One of the law enforcement community support tools includes what they call a “Citizen’s Academy.” They come in all shapes depending on the size of the agency and provide citizens with an up close and personal view of how they function. You get to meet the sworn officers – they’re the ones with the guns - paid civilians and volunteers who all make it work. Classes are free to citizens and even include complimentary food and beverages.

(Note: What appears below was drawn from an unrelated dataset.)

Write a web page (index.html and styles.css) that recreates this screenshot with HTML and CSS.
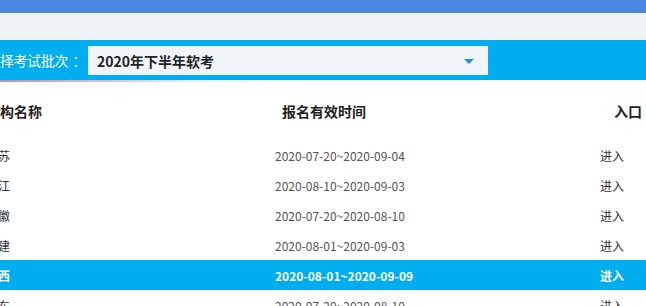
FILE: index.html
```html
<!DOCTYPE html>
<html lang="zh-CN">
<head>
    <meta charset="UTF-8">
    <meta name="viewport" content="width=device-width, initial-scale=1.0">
    <title>软考报名入口</title>
    <link rel="stylesheet" href="styles.css">
</head>
<body>
    <div class="page">
        <div class="topbar"></div>
        <div class="subbar"></div>

        <div class="batch-bar">
            <span class="batch-label">选择考试批次<span class="colon">：</span></span>
            <div class="batch-select">
                <span>2020年下半年软考</span>
                <span class="arrow"></span>
            </div>
        </div>
        <div class="batch-shadow"></div>

        <div class="table">
            <div class="row head">
                <div class="col-name">机构名称</div>
                <div class="col-date">报名有效时间</div>
                <div class="col-entry">入口</div>
            </div>
            <div class="row">
                <div class="col-name">江苏</div>
                <div class="col-date">2020-07-20~2020-09-04</div>
                <div class="col-entry">进入</div>
            </div>
            <div class="row">
                <div class="col-name">浙江</div>
                <div class="col-date">2020-08-10~2020-09-03</div>
                <div class="col-entry">进入</div>
            </div>
            <div class="row">
                <div class="col-name">安徽</div>
                <div class="col-date">2020-07-20~2020-08-10</div>
                <div class="col-entry">进入</div>
            </div>
            <div class="row">
                <div class="col-name">福建</div>
                <div class="col-date">2020-08-01~2020-09-03</div>
                <div class="col-entry">进入</div>
            </div>
            <div class="row active">
                <div class="col-name">江西</div>
                <div class="col-date">2020-08-01~2020-09-09</div>
                <div class="col-entry">进入</div>
            </div>
            <div class="row">
                <div class="col-name">广东</div>
                <div class="col-date">2020-07-20~2020-08-10</div>
                <div class="col-entry">进入</div>
            </div>
        </div>
    </div>
</body>
</html>
```

FILE: styles.css
```css
body {
    margin: 0;
    padding: 0;
    background-color: #fff;
    font-family: "Noto Sans CJK SC", "Noto Sans", sans-serif;
    color: #333;
    overflow: hidden;
}
.page {
    width: 660px;
    margin-left: -14px;
}
.topbar {
    height: 13px;
    background-color: #4a86e2;
}
.subbar {
    height: 27px;
    background-color: #eef3f8;
}
.batch-bar {
    height: 40px;
    background-color: #00aeef;
    display: flex;
    align-items: flex-start;
    padding-top: 6px;
    box-sizing: border-box;
}
.batch-label {
    color: #fff;
    font-size: 14px;
    line-height: 29px;
    width: 102px;
    letter-spacing: -0.3px;
}
.colon {
    padding-left: 4px;
}
.batch-select {
    width: 400px;
    height: 29px;
    background-color: #f0f5fa;
    display: flex;
    align-items: center;
    justify-content: space-between;
    padding: 0 14px 0 9px;
    box-sizing: border-box;
    font-size: 14px;
    font-weight: bold;
    color: #222;
}
.arrow {
    width: 0;
    height: 0;
    border-left: 5px solid transparent;
    border-right: 5px solid transparent;
    border-top: 5px solid #2b8bd8;
    margin-top: 2px;
}
.batch-shadow {
    height: 2px;
    background: linear-gradient(to right, rgba(190, 70, 110, 0.7), rgba(220, 160, 190, 0.3) 30%, rgba(255, 255, 255, 0) 50%);
}
.row {
    display: grid;
    grid-template-columns: 260px 314px 86px;
    height: 30px;
    align-items: center;
    font-size: 12px;
}
.row.head {
    height: 58px;
    font-size: 14px;
    font-weight: bold;
    color: #222;
}
.col-date {
    padding-left: 29px;
    color: #555;
}
.head .col-date {
    padding-left: 36px;
    color: #222;
}
.col-entry {
    padding-left: 40px;
}
.head .col-entry {
    padding-left: 54px;
}
.row.active {
    background-color: #00aeef;
    color: #fff;
    font-weight: bold;
}
.row.active .col-date {
    color: #fff;
}
```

Having graduated from the Tampa FBI Citizen’s Academy as well academies hosted by the Pinellas and Pasco County Sheriff’s offices during the past four years, I had become a little jaded and expected something a bit less sophisticated with the Pinellas Park PD. The big guys have the big budgets along with all the gadgets and toys needed to impress and amaze the citizenry. My introductory class on Tuesday night immediately sent my mind off in a different direction when I mentally drew a line in the sand between county and community policing when we were warmly greeted by Pinellas Park Mayor Sandra Bradbury and Police Chief Doreen Thomas who, by the way, shattered the glass ceiling long ago for women occupying the city’s number one law enforcement job. The “all-in-the-family” atmosphere was a clear departure from the larger agencies where the top cop might not know the name of an officer’s spouse, children or favorite sports team.
My original contact, Officer Adam Geissenberger, happily enjoying his recent promotion to Sergeant while lamenting his move out of Training Services, opened the class and introduced his replacement Officer Lauren Letona who would take over Class 22 the following week. We were given a brief orientation on what we would see and do over the next eight weeks followed by a tour of the facility. In the weeks ahead, we’ll look forward to evenings learning about communications, criminal investigation, firearms and use of force, DUI enforcement and investigation, traffic enforcement, SWAT and K-9 services. There would be plenty of hands-on activity, too. That got everyone’s attention.